Yeah, well a lot of people would go nuts! They wouldn't know what to do, how to think... I think these like clubs and movements would spring up (laughs) where you would have to go shopping with a group; it would be weird.
Guerilla shopping groups?
YEAH! Cause right now people don't know who they are and what they can do, they've been sold things which are useful to the merchandiser and bear little relation to their own human instincts. Or their real feelings for the
opposite sex. Yep, I WISH THERE WOULD BE NO ADVERTISING FOR SIX MONTHS! This is now my new thing; it happened tonight and it's your fault. (laughs) I'm gonna be thinking about that one for a long time now.

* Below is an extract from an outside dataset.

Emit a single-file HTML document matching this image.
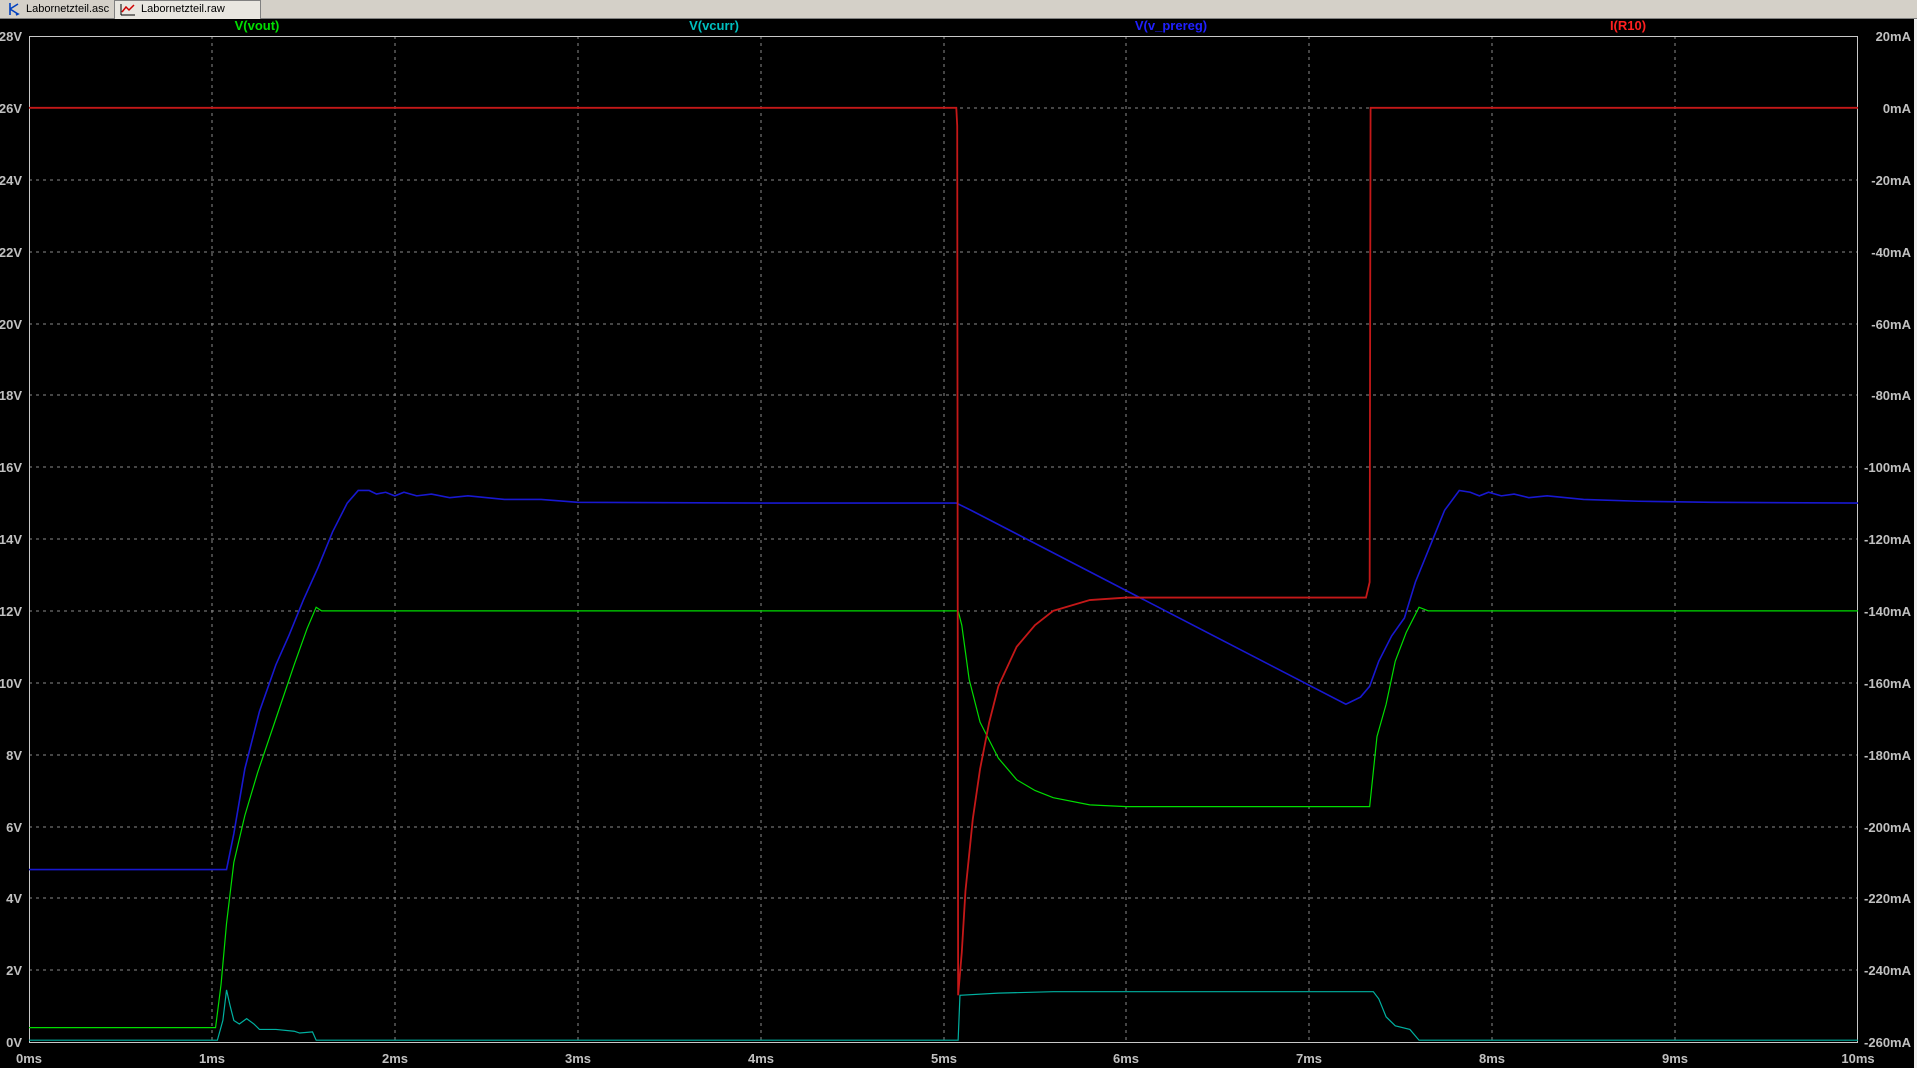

Make it your next movie. It's the inverse of Videodrome.
Yeah, it is. You wanna write it? Let's write it; Coppola said if I would write a film he'd direct it.
WHAT ABOUT rock and roll?
Well, like I said, I appreciate it a lot more now. And, you know, I've also learned that artists in the other performing arts really do envy rock and roll performers. It's not that they want the celebrity or that they wanna get up in front of a billion decibels of sound or whatever... It's the fact that there's just so much freedom in live rock performance. So much that it sometimes seems like there's comparatively none in other fields.
Debbie stops. She's sitting upright in a field of crumpled Kleenex. Her voice is faltering a bit between coughs and nose-blowings, but imminent pneumonia has lent her an almost luminous radiance. Her eyes sparkle like two less-than-worldly gems while, in the window behind her, the Empire State Building glows like a radioactive pineapple in its special Halloween lighting. Fay Wray and King Kong.
The Showgirl and the Spotlight.
"You know," she says, crumpling one final tissue, "working in rock is just so enjoyable. It's because when you get off on it everyone else does too... it's a very instinctive, deep, tribal thing."
Debbie grins broadly.
"It's like having one of those teddy bears with a heartbeat inside. That's what I think."